Similarly, I can see the distinction made between diegetic commands (those that refer to the fictional world of the game "Take Lantern") and non-diegetic commands (those that don't "Save Game"). But the construction of these terms and their discussion reminds me a lot of the similar vocabulary that has developed for the academic discussion of LARP, in that, unlike the things to which they refer, these terms and discussions are not-fun.
And the discussion goes on to bring in other aspects of literary theory to bear on IF. Certainly this tactic has some validity, but a sentence like the following leaves me as ignorant as I was when I started:
"A distinction between story and narrative has been noted in various ways since Aristotle, who distinguished the argument, or logos, and how it was arranged into plot, or mythos; the Russian formalists also distinguished the material of the story or Tabula from how it was told in the sjuzet (Chatman 1975, 295)."
The second chapter is really a history of the riddle, as Montfort sees the riddle as the closest literary form to IF. There's maybe some justice in that, but the chapter still seems rather out of place.
Personally, I see a lot more similarity between IF and role-playing games (or LARP) [though I suppose these aren't literary forms]. Montfort specifically tries to dispel the connection between D&D and Colossal Cave/Adventure. Certainly, Adventure is not a software realization of a D&D game, but I think there's a much stronger connection between IF and RPG. The player generates inputs, and the program/DM generates outputs that illustrate the result of the player's input. If the input is 'unexpected', the program may balk, while the GM will either make something up, say "there's no table for that, so you can't do that", or bounce heavy dice off your head. The computer is more limited, because all the responses have to be thought of beforehand, and canned in the program.

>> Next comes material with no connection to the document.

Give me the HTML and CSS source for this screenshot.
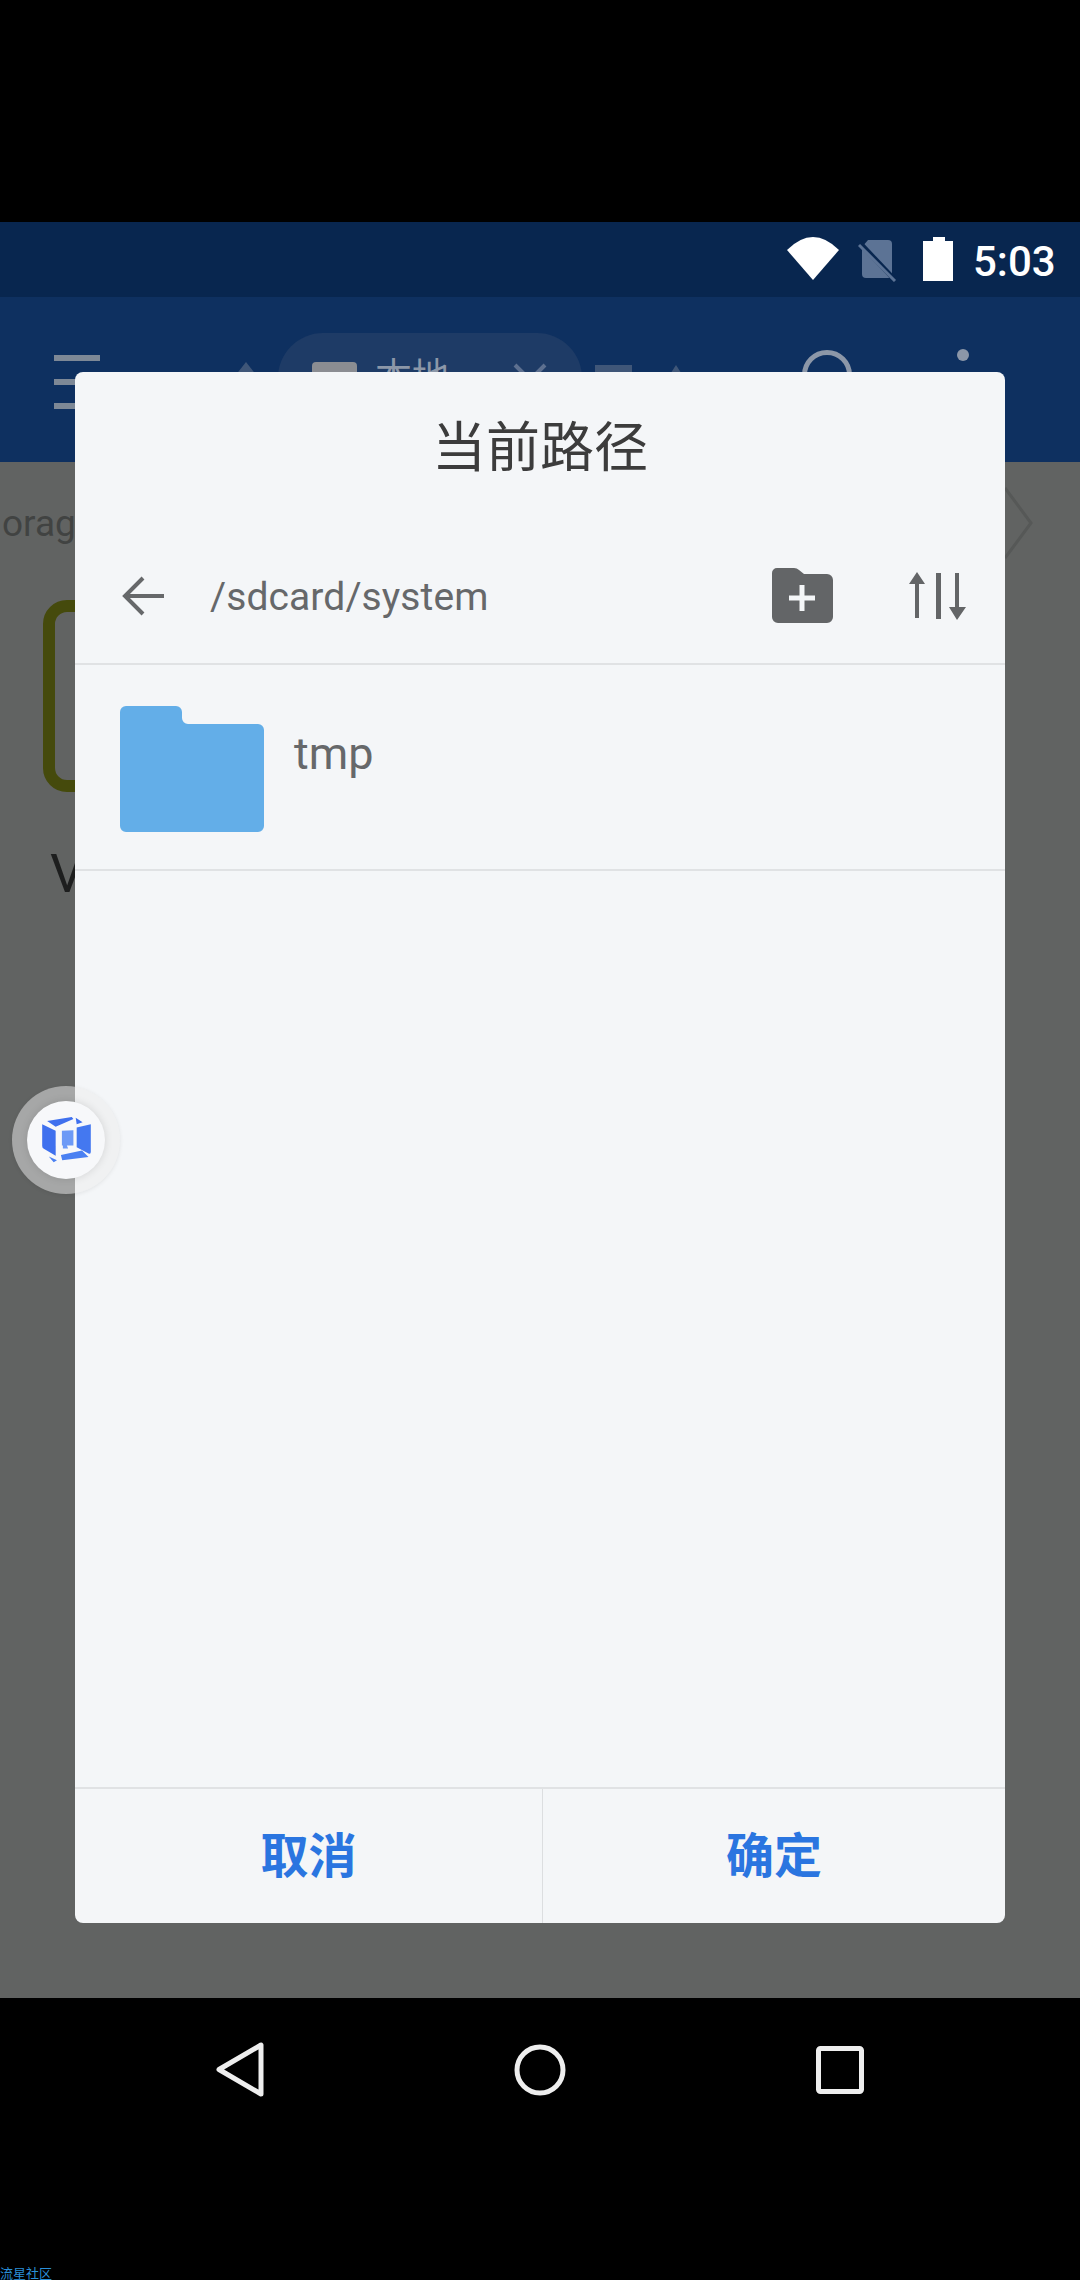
FILE: index.html
```html
<!DOCTYPE html>
<html>
<head>
    <meta charset="UTF-8">
    <title>当前路径</title>
    <link rel="stylesheet" href="styles.css">
</head>
<body>

<div class="top-black"></div>

<div class="status-bar">
    <svg class="ic-wifi" width="52" height="43" viewBox="0 0 52 43"><path d="M0 13 Q26 -13 52 13 L26 43 Z" fill="#fff"/></svg>
    <svg class="ic-sim" width="39" height="42" viewBox="0 0 39 42">
        <path d="M10 0 H30 a4 4 0 0 1 4 4 V34 a4 4 0 0 1 -4 4 H8 a4 4 0 0 1 -4 -4 V7 Z" fill="#5c7395"/>
        <path d="M0 1 L36 39" stroke="#08264f" stroke-width="5"/>
        <path d="M1 5 L37 41" stroke="#5c7395" stroke-width="3"/>
    </svg>
    <svg class="ic-battery" width="30" height="44" viewBox="0 0 30 44"><path d="M10 0 H22 V4 H30 V44 H0 V4 H10 Z" fill="#fff"/></svg>
    <span class="clock">5:03</span>
</div>

<div class="app-bar">
    <div class="menu"><i></i><i></i><i></i></div>
    <div class="tri-up"></div>
    <div class="tab-pill">
        <span class="tab-icon"></span>
        <span class="tab-text">本地</span>
        <svg class="tab-close" width="34" height="34" viewBox="0 0 34 34"><path d="M2 2 L32 32 M32 2 L2 32" stroke="#5d7090" stroke-width="4"/></svg>
    </div>
    <div class="tab-file"></div>
    <div class="tri-up small"></div>
    <div class="search"></div>
    <div class="more"></div>
</div>

<div class="content">
    <div class="crumb">
        <span class="crumb-text">orag</span>
        <svg width="28" height="72" viewBox="0 0 28 72"><path d="M0 1 L26 36 L0 71" fill="none" stroke="#565857" stroke-width="3"/></svg>
    </div>
    <div class="tile"></div>
    <div class="tile-name">V</div>
</div>

<div class="nav-bar">
    <div class="nav-keys">
        <svg width="48" height="55" viewBox="0 0 48 55"><path d="M45 3 V52 L3 27.5 Z" fill="none" stroke="#eee" stroke-width="5" stroke-linejoin="round"/></svg>
        <svg width="52" height="52" viewBox="0 0 52 52"><circle cx="26" cy="26" r="23" fill="none" stroke="#eee" stroke-width="5"/></svg>
        <svg width="48" height="48" viewBox="0 0 48 48"><rect x="2.5" y="2.5" width="43" height="43" rx="2" fill="none" stroke="#eee" stroke-width="5"/></svg>
    </div>
    <div class="watermark">流星社区</div>
</div>

<div class="dialog">
    <div class="dialog-title">当前路径</div>
    <div class="path-row">
        <svg class="ic-back" width="42" height="40" viewBox="0 0 42 40"><path d="M42 20 H3 M21 2 L3 20 L21 38" fill="none" stroke="#66686a" stroke-width="4"/></svg>
        <span class="path-text">/sdcard/system</span>
        <svg class="ic-newfolder" width="61" height="55" viewBox="0 0 61 55">
            <path d="M5 0 H22 Q25 0 27 2 L32 6 H55 a6 6 0 0 1 6 6 V49 a6 6 0 0 1 -6 6 H6 a6 6 0 0 1 -6 -6 V5 a5 5 0 0 1 5 -5 Z" fill="#636567"/>
            <path d="M30 17 V43 M17 30 H43" stroke="#f4f6f8" stroke-width="5"/>
        </svg>
        <svg class="ic-sort" width="57" height="48" viewBox="0 0 57 48">
            <path d="M8 0 L16 12 H10 V46 H6 V12 H0 Z M27 1 H32 V47 H27 Z M46 1 H50 V35 H57 L48 48 L40 35 H46 Z" fill="#636567"/>
        </svg>
    </div>
    <div class="file-row">
        <svg class="ic-folder" width="144" height="126" viewBox="0 0 144 126"><path d="M6 0 H56 a6 6 0 0 1 6 6 V12 a6 6 0 0 0 6 6 H138 a6 6 0 0 1 6 6 V120 a6 6 0 0 1 -6 6 H6 a6 6 0 0 1 -6 -6 V6 a6 6 0 0 1 6 -6 Z" fill="#63aee8"/></svg>
        <span class="file-name">tmp</span>
    </div>
    <div class="dialog-space"></div>
    <div class="dialog-btns">
        <div class="btn">取消</div>
        <div class="btn">确定</div>
    </div>
</div>

<div class="float-ball">
    <div class="float-inner">
        <svg width="49" height="46" viewBox="95 98 148 140">
            <path d="M110 110 L185 98 L190 104 L136 128 Z M197 100 L218 114 L200 120 Z" fill="#3f70ee"/>
            <path d="M95 120 L136 140 V216 L100 195 Q95 192 95 186 Z" fill="#3f70ee"/>
            <path d="M200 130 L243 120 V204 Q243 212 236 209 L200 190 Z" fill="#4478f0"/>
            <path d="M155 140 L190 138 V185 H170 L174 194 H158 V185 H155 Z" fill="#6d9af6"/>
            <path d="M115 218 L140 230 L130 236 Z M152 214 L216 200 L236 220 L156 230 Z" fill="#4a80f2"/>
        </svg>
    </div>
</div>

</body>
</html>
```

FILE: styles.css
```css
* {
    margin: 0;
    padding: 0;
    box-sizing: border-box;
}

body {
    position: relative;
    width: 1080px;
    height: 2280px;
    overflow: hidden;
    background: #000;
    font-family: Roboto, "Noto Sans CJK SC", sans-serif;
}

.top-black {
    height: 222px;
}

/* status bar */
.status-bar {
    display: flex;
    align-items: flex-start;
    height: 75px;
    padding: 15px 0 0 787px;
    background: #08264f;
}

.ic-sim {
    margin: 3px 0 0 19px;
}

.ic-battery {
    margin-left: 26px;
}

.clock {
    margin-left: 20px;
    color: #fff;
    font-size: 42px;
    font-weight: 500;
    line-height: 49px;
}

/* dimmed page under the dialog */
.app-bar {
    display: flex;
    align-items: flex-start;
    height: 165px;
    padding-left: 54px;
    background: #0e3060;
}

.menu {
    width: 46px;
    padding-top: 58px;
}

.menu i {
    display: block;
    height: 6px;
    margin-bottom: 18px;
    background: #7d8896;
}

.tri-up {
    margin: 65px 0 0 135px;
    border-left: 11px solid transparent;
    border-right: 11px solid transparent;
    border-bottom: 14px solid #3f5678;
}

.tri-up.small {
    margin: 68px 0 0 35px;
    border-left-width: 9px;
    border-right-width: 9px;
}

.tab-pill {
    display: flex;
    align-items: flex-start;
    width: 304px;
    height: 90px;
    margin: 36px 0 0 21px;
    padding: 29px 0 0 34px;
    border-radius: 45px;
    background: #1e3b66;
}

.tab-icon {
    width: 45px;
    height: 40px;
    border-radius: 4px;
    background: #8b8d92;
}

.tab-text {
    margin: -4px 0 0 18px;
    color: #8c97a8;
    font-size: 37px;
    line-height: 40px;
}

.tab-close {
    margin: 1px 0 0 64px;
}

.tab-file {
    width: 37px;
    height: 40px;
    margin: 68px 0 0 13px;
    background: #3f5678;
}

.search {
    width: 50px;
    height: 50px;
    margin: 53px 0 0 117px;
    border: 5px solid #8c97a8;
    border-radius: 50%;
}

.more {
    width: 12px;
    height: 12px;
    margin: 52px 0 0 105px;
    border-radius: 50%;
    background: #8c97a8;
}

.content {
    height: 1536px;
    background: #616362;
    overflow: hidden;
}

.crumb {
    display: flex;
    justify-content: space-between;
    align-items: center;
    height: 122px;
    padding: 0 47px 0 2px;
}

.crumb-text {
    color: #414342;
    font-size: 37px;
}

.tile {
    width: 100px;
    height: 192px;
    margin: 16px 0 0 43px;
    border: 12px solid #454a0c;
    border-radius: 24px;
}

.tile-name {
    margin: 50px 0 0 50px;
    color: #1d1e1e;
    font-size: 54px;
    line-height: 64px;
}

/* navigation keys */
.nav-bar {
    height: 282px;
}

.nav-keys {
    display: flex;
    align-items: center;
    height: 99px;
    padding: 44px 0 0 216px;
    gap: 250px;
}

.watermark {
    margin-top: 171px;
    color: #2a8fd8;
    font-size: 13px;
    line-height: 12px;
}

/* dialog */
.dialog {
    position: absolute;
    top: 372px;
    left: 75px;
    display: flex;
    flex-direction: column;
    width: 930px;
    height: 1551px;
    border-radius: 8px;
    background: #f4f6f8;
    overflow: hidden;
}

.dialog-title {
    height: 148px;
    color: #3c3c3c;
    font-size: 54px;
    line-height: 154px;
    text-align: center;
}

.path-row {
    display: flex;
    align-items: center;
    height: 145px;
    padding: 8px 39px 0 47px;
    border-bottom: 2px solid #e0e2e4;
}

.path-text {
    flex: 1;
    margin: 3px 0 0 46px;
    color: #66686a;
    font-size: 39px;
    letter-spacing: 0.1px;
}

.ic-sort {
    margin-left: 76px;
}

.file-row {
    display: flex;
    align-items: flex-start;
    height: 206px;
    padding: 41px 0 0 45px;
    border-bottom: 2px solid #e0e2e4;
}

.file-name {
    margin: 18px 0 0 30px;
    color: #66686a;
    font-size: 45px;
    line-height: 60px;
}

.dialog-space {
    flex: 1;
}

.dialog-btns {
    display: grid;
    grid-template-columns: 467px 1fr;
    height: 136px;
    border-top: 2px solid #e0e2e4;
}

.btn {
    color: #2a75e0;
    font-size: 48px;
    font-weight: 700;
    line-height: 136px;
    text-align: center;
}

.btn + .btn {
    border-left: 1px solid #dcdee0;
}

/* floating ball, sits over page and dialog */
.float-ball {
    position: absolute;
    top: 1086px;
    left: 12px;
    display: flex;
    justify-content: center;
    align-items: center;
    width: 108px;
    height: 108px;
    border-radius: 50%;
    background: rgba(235, 235, 235, 0.5);
    box-shadow: 0 1px 4px rgba(0, 0, 0, 0.08);
}

.float-inner {
    display: flex;
    justify-content: center;
    align-items: center;
    width: 78px;
    height: 78px;
    border-radius: 50%;
    background: #f7f8fa;
    box-shadow: 0 0 8px rgba(0, 0, 0, 0.12);
}
```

The kind of Theater-style LARPs I've designed are similar. The designer has to try to think of all the things that PC may attempt, and then have appopriate reponses for them. Or disallow them. Or make up the results on the fly, like when the soul of the King-Emperor is placed in a large gingerbread man instead of the chess-playing automaton.
Anyway, I think IF is a better representation of a computerized RPG than what currently goes by the moniker of computer RPG, where you kill things to make certain numbers higher, which allows you to kill more difficult things. (Then again, we've all been in those D&D campaigns too, I suppose.) Once we get to graphics, maybe Tomb Raider and GTA are closer to the feel of Zork and table-top RPGs. Though now it seems convergent evolution is bringing a lot of these things closer together. Or at least, harder to distinguish as separate game categories.

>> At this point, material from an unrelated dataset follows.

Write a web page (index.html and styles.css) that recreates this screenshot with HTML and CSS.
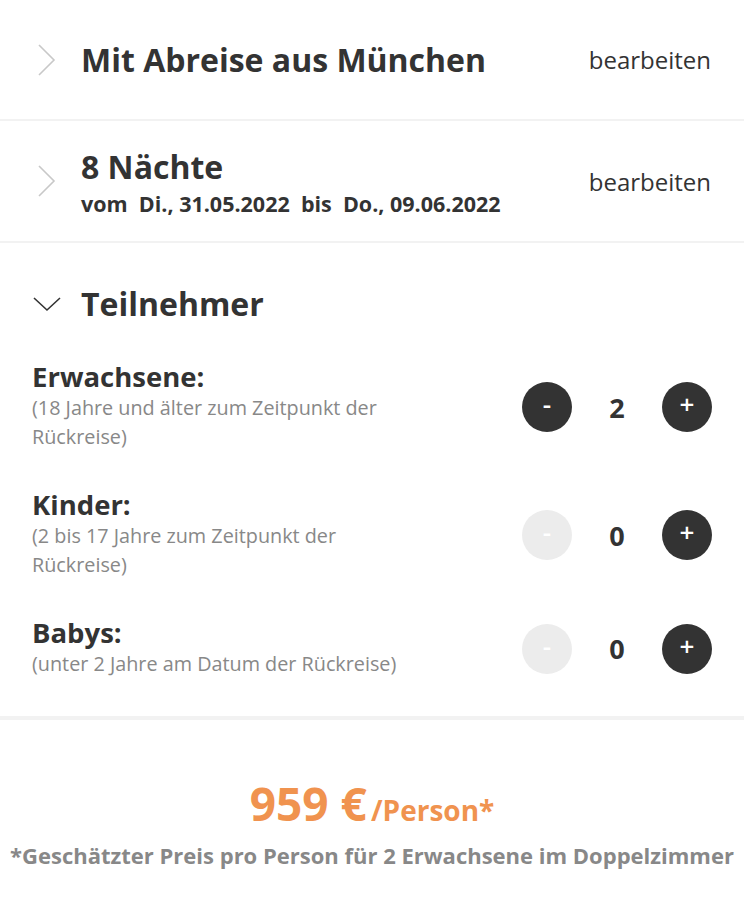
FILE: index.html
```html
<!DOCTYPE html>
<html lang="de">
<head>
  <meta charset="UTF-8">
  <meta name="viewport" content="width=device-width, initial-scale=1.0">
  <title>Reise buchen</title>
  <link rel="stylesheet" href="styles.css">
</head>
<body>
  <!-- Abreiseort -->
  <div class="step">
    <svg class="chevron" width="20" height="34" viewBox="0 0 20 34"><path d="M2 2 L17 17 L2 32" fill="none" stroke="#c8c8c8" stroke-width="1.6"/></svg>
    <div class="step-body">
      <div class="step-title">Mit Abreise aus München</div>
    </div>
    <a class="edit" href="#">bearbeiten</a>
  </div>

  <!-- Dauer -->
  <div class="step">
    <svg class="chevron" width="20" height="34" viewBox="0 0 20 34"><path d="M2 2 L17 17 L2 32" fill="none" stroke="#c8c8c8" stroke-width="1.6"/></svg>
    <div class="step-body">
      <div class="step-title">8 Nächte</div>
      <div class="step-sub">vom&nbsp; Di., 31.05.2022&nbsp; bis&nbsp; Do., 09.06.2022</div>
    </div>
    <a class="edit" href="#">bearbeiten</a>
  </div>

  <!-- Teilnehmer -->
  <div class="participants">
    <div class="participants-head">
      <svg class="chevron-down" width="30" height="18" viewBox="0 0 30 18"><path d="M2 3 L15 15 L28 3" fill="none" stroke="#333" stroke-width="1.6"/></svg>
      <div class="step-title">Teilnehmer</div>
    </div>

    <div class="person">
      <div class="person-text">
        <div class="person-label">Erwachsene:</div>
        <div class="person-hint">(18 Jahre und älter zum Zeitpunkt der Rückreise)</div>
      </div>
      <div class="counter">
        <button class="round">-</button>
        <span class="count">2</span>
        <button class="round">+</button>
      </div>
    </div>

    <div class="person">
      <div class="person-text">
        <div class="person-label">Kinder:</div>
        <div class="person-hint">(2 bis 17 Jahre zum Zeitpunkt der Rückreise)</div>
      </div>
      <div class="counter">
        <button class="round disabled">-</button>
        <span class="count">0</span>
        <button class="round">+</button>
      </div>
    </div>

    <div class="person">
      <div class="person-text">
        <div class="person-label">Babys:</div>
        <div class="person-hint">(unter 2 Jahre am Datum der Rückreise)</div>
      </div>
      <div class="counter">
        <button class="round disabled">-</button>
        <span class="count">0</span>
        <button class="round">+</button>
      </div>
    </div>
  </div>

  <!-- Preis -->
  <div class="price-box">
    <div class="price"><span class="amount">959 €</span> <span class="per">/Person*</span></div>
    <div class="note">*Geschätzter Preis pro Person für 2 Erwachsene im Doppelzimmer</div>
  </div>
</body>
</html>
```

FILE: styles.css
```css
* {
  box-sizing: border-box;
}
body {
  margin: 0;
  background: #fff;
  color: #333;
  font-family: 'Open Sans', sans-serif;
}
.step {
  display: flex;
  align-items: center;
  height: 121px;
  padding: 0 33px 0 37px;
  border-bottom: 2px solid #f2f2f2;
}
.step + .step {
  height: 122px;
}
.chevron {
  flex: none;
  margin-right: 24px;
}
.step-body {
  flex: 1;
}
.step-title {
  font-size: 32px;
  font-weight: 700;
  line-height: 40px;
}
.step + .step .step-body {
  margin-top: 4px;
}
.step-sub {
  font-size: 21.5px;
  font-weight: 700;
  line-height: 30px;
  margin-top: 2px;
}
.edit {
  color: #333;
  text-decoration: none;
  font-size: 24px;
}
.participants {
  padding: 41px 32px 38px 32px;
  border-bottom: 4px solid #f2f2f2;
}
.participants-head {
  display: flex;
  align-items: center;
  margin-bottom: 37px;
}
.chevron-down {
  margin-right: 19px;
}
.person {
  display: flex;
  align-items: center;
  justify-content: space-between;
  margin-bottom: 38px;
}
.person:last-child {
  margin-bottom: 0;
}
.person-text {
  width: 385px;
}
.person-label {
  font-size: 27.5px;
  font-weight: 700;
  line-height: 32px;
}
.person-hint {
  font-size: 19.8px;
  color: #888;
  line-height: 29px;
}
.counter {
  display: flex;
  align-items: center;
  margin-top: 2px;
}
.count {
  width: 90px;
  text-align: center;
  font-size: 27px;
  font-weight: 700;
}
.round {
  width: 50px;
  height: 50px;
  border: none;
  border-radius: 50%;
  background: #333;
  color: #fff;
  font-family: 'Open Sans', sans-serif;
  font-size: 26px;
  font-weight: 600;
  line-height: 1;
  padding: 0 0 6px 0;
  cursor: pointer;
}
.round.disabled {
  background: #ececec;
  color: #fff;
}
.price-box {
  text-align: center;
  padding-top: 58px;
}
.price {
  color: #f0934f;
  font-weight: 700;
  line-height: 50px;
}
.amount {
  font-size: 46px;
}
.per {
  font-size: 28px;
}
.note {
  color: #888;
  font-weight: 700;
  font-size: 22px;
  line-height: 30px;
}
```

Speaking of chess-playing automatons... Montfort mentions the one built by
Torres in 1912 as the first computer game in history. Although it only used a few pieces, it sensed the human moves, and made its own moves. "This first machine had a fairly easy-to-use interface, but that was improved upon in 1920 when Torres built a second automaton with an ordinary chessboard. This one moved its pieces using electromagnets, and, hooked to a gramophone, it employed speech synthesis: It verbally announced check ("jaque al rey") and checkmate ("mate")."
Thus once into the main part of the book, there are lots of interesting tidbits, but it's very hit or miss. Some games are described in a perfunctory manner, while others get a more careful treatment. Even then, the treatment may not actually dig very deep. I mean as an example...
In both Infocom works the overall experience is similar whether one chooses a male or female player character-it is not really that different even if the "neuter" option is chosen in Moon mist. The same commands work to unlock the plot-controlling puzzles in both cases. There are only subtle differences in the differently gendered interactive experiences. These different experiences of the game and the treatment of gender in these works certainly invite a more extensive critique [but the margin is too small to contain it]. The works seem to assert that gender is actually superficial, since the same sorts of events occur whatever gender is selected. The IF worlds that are set up (perhaps in a somewhat utopian mode) provide for men and women to have essentially equal sorts of experiences. Other interactive fiction might be created that provides a variety of experiences and makes a different sort of point. [But I don't know of any. Maybe there aren't any. Still, it was a cool idea when I was thinking about it.] Still other questions remain: Why does the interactor in Leather Goddesses of Phobos get to choose what gender the player character is but not (due to the limited availability of potential paramours) the sexuality of the player character? [Hmmm... maybe I should ask Meretzky about that, since I'm using him as a source? Nah.] ... The ability to select a gender is significant not only because of the way it relates to the issue of gender, but because for the first time an interactor could choose not just what the player character would do, but who the player character actually would be, in a way that did affect the experience of the IF world and the generated texts. [except that I literally started this paragraph by saying that it didn't affect the experience much.]
(snark mine)
Then in the last stages of the book, as commercial IF dies, but the independent IF community blossoms, the increasing appearance of "this author" starts to grate.
It wasn't a bad book, but I think it could have been so much better had the emphasis been placed differently, and/or organized differently.
Anyway, here are a couple of the other interesting nuggets:
"A remarkable checkers program was devised by
Arthur Samuel at IBM that learned from the games it played and, by 1962, was able not only to defeat its creator (Spencer 1968, 14) but also to best a human champion." (a somewhat more
sober assessment of the program's ability to defeat champions.)
"Woods describes his impression of [Colossal Cave] and what happened next: 'I thought it was a neat idea for a game, but there wasn't a lot to it, and it was full of bugs.... I sent mail to crowther@xxx for every xxx on the net.'"
"As a curator once commented in conversation, Adventure teaches two essential principles of computing: Try absolutely everything you can think of and save all the time."